## BEGIN
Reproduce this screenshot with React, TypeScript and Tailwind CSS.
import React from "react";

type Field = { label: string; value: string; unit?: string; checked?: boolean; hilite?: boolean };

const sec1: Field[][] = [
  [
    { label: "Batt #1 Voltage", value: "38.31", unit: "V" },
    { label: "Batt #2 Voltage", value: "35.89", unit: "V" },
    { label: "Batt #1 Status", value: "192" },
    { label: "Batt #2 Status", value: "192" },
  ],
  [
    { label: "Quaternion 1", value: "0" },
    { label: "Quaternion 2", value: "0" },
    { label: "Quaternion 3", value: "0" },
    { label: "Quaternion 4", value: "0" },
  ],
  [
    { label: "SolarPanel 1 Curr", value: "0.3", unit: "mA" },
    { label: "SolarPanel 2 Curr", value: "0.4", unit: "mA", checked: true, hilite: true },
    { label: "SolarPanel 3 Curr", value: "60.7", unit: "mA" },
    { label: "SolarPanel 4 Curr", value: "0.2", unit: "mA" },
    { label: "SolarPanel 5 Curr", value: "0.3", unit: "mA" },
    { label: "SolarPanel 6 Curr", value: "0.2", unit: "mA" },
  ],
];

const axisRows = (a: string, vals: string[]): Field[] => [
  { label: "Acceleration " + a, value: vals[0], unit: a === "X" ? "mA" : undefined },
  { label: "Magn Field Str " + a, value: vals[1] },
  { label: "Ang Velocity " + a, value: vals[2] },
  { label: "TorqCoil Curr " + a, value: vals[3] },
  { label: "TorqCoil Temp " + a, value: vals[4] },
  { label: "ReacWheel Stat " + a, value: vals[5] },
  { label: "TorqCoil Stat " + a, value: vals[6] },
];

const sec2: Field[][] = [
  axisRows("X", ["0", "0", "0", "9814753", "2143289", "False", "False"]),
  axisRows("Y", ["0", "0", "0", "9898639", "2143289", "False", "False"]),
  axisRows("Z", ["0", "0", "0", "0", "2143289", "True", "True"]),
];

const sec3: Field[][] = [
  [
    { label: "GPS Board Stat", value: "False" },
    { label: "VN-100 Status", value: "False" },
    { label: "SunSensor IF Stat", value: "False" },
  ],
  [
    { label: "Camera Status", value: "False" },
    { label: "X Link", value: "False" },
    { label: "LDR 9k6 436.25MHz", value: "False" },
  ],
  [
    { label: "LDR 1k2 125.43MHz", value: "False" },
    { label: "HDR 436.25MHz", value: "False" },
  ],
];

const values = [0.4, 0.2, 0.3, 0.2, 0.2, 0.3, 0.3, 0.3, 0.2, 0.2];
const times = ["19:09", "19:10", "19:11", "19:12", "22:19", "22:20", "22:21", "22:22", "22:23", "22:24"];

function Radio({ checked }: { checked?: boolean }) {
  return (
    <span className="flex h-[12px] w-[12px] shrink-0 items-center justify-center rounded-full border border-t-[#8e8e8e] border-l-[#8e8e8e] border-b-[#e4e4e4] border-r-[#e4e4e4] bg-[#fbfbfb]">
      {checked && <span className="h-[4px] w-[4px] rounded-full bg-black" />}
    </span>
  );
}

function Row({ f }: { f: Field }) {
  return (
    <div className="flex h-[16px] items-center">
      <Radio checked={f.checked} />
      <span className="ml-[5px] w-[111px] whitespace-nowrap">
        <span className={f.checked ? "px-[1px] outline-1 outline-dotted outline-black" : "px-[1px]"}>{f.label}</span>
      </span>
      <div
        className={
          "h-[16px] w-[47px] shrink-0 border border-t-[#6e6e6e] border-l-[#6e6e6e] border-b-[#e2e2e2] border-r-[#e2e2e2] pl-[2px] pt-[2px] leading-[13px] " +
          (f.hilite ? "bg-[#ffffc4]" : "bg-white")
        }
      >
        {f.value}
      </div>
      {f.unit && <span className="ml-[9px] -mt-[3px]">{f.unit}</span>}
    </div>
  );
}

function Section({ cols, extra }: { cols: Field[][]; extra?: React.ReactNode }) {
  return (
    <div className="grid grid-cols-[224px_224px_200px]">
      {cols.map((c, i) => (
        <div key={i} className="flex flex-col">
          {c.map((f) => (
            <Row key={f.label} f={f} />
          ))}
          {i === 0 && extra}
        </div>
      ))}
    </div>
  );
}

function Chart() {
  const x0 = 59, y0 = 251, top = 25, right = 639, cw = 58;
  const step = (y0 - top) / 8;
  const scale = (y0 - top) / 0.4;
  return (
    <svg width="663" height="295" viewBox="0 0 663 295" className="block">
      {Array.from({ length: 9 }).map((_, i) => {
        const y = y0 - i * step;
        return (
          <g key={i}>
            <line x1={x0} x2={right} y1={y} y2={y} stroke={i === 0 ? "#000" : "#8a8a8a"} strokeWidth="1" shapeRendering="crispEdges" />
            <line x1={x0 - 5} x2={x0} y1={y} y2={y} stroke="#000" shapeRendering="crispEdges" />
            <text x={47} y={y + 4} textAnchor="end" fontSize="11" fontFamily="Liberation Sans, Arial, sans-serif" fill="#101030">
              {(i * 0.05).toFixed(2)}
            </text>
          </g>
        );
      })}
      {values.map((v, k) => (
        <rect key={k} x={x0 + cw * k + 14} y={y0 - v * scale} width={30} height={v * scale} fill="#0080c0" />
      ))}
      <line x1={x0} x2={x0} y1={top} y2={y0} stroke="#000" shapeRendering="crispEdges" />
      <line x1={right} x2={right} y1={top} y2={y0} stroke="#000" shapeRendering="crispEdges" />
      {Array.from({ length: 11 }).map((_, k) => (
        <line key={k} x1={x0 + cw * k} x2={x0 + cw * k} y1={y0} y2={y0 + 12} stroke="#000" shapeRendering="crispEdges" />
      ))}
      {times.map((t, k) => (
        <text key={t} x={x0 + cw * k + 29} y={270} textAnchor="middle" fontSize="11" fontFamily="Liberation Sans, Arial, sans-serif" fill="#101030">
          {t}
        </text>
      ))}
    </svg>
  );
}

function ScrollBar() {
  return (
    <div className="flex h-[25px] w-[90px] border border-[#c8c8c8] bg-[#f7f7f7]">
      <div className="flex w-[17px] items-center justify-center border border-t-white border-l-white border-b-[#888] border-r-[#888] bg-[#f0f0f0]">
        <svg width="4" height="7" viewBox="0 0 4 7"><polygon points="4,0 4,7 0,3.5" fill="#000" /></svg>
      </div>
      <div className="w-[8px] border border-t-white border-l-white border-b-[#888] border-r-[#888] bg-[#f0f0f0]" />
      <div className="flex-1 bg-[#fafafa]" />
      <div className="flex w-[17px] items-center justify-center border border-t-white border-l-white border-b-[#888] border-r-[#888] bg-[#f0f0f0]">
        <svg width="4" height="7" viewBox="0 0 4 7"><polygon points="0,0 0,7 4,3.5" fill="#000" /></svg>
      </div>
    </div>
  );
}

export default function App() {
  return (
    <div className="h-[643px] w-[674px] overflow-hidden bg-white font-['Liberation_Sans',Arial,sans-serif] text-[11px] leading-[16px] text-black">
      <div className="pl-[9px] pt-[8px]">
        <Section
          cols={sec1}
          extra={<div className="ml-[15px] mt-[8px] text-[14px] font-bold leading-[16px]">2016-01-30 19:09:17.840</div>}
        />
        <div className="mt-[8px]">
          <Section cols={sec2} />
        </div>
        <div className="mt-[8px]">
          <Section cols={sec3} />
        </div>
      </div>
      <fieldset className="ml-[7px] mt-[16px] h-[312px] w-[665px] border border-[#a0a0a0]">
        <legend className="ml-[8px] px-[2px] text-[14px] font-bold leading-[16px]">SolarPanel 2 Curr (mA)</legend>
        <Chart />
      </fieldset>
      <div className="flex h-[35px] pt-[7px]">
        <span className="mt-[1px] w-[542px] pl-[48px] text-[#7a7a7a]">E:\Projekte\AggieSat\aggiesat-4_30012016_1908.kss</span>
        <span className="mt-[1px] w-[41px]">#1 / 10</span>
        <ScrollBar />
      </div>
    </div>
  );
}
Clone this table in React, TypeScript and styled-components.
## END
Extract, please, the lines from the start of the entries above through the one with "string; value: string;", both included, reproducing each exactly and adding nothing.

Reproduce this screenshot with React, TypeScript and Tailwind CSS.
import React from "react";

type Field = { label: string; value: string; unit?: string; checked?: boolean; hilite?: boolean };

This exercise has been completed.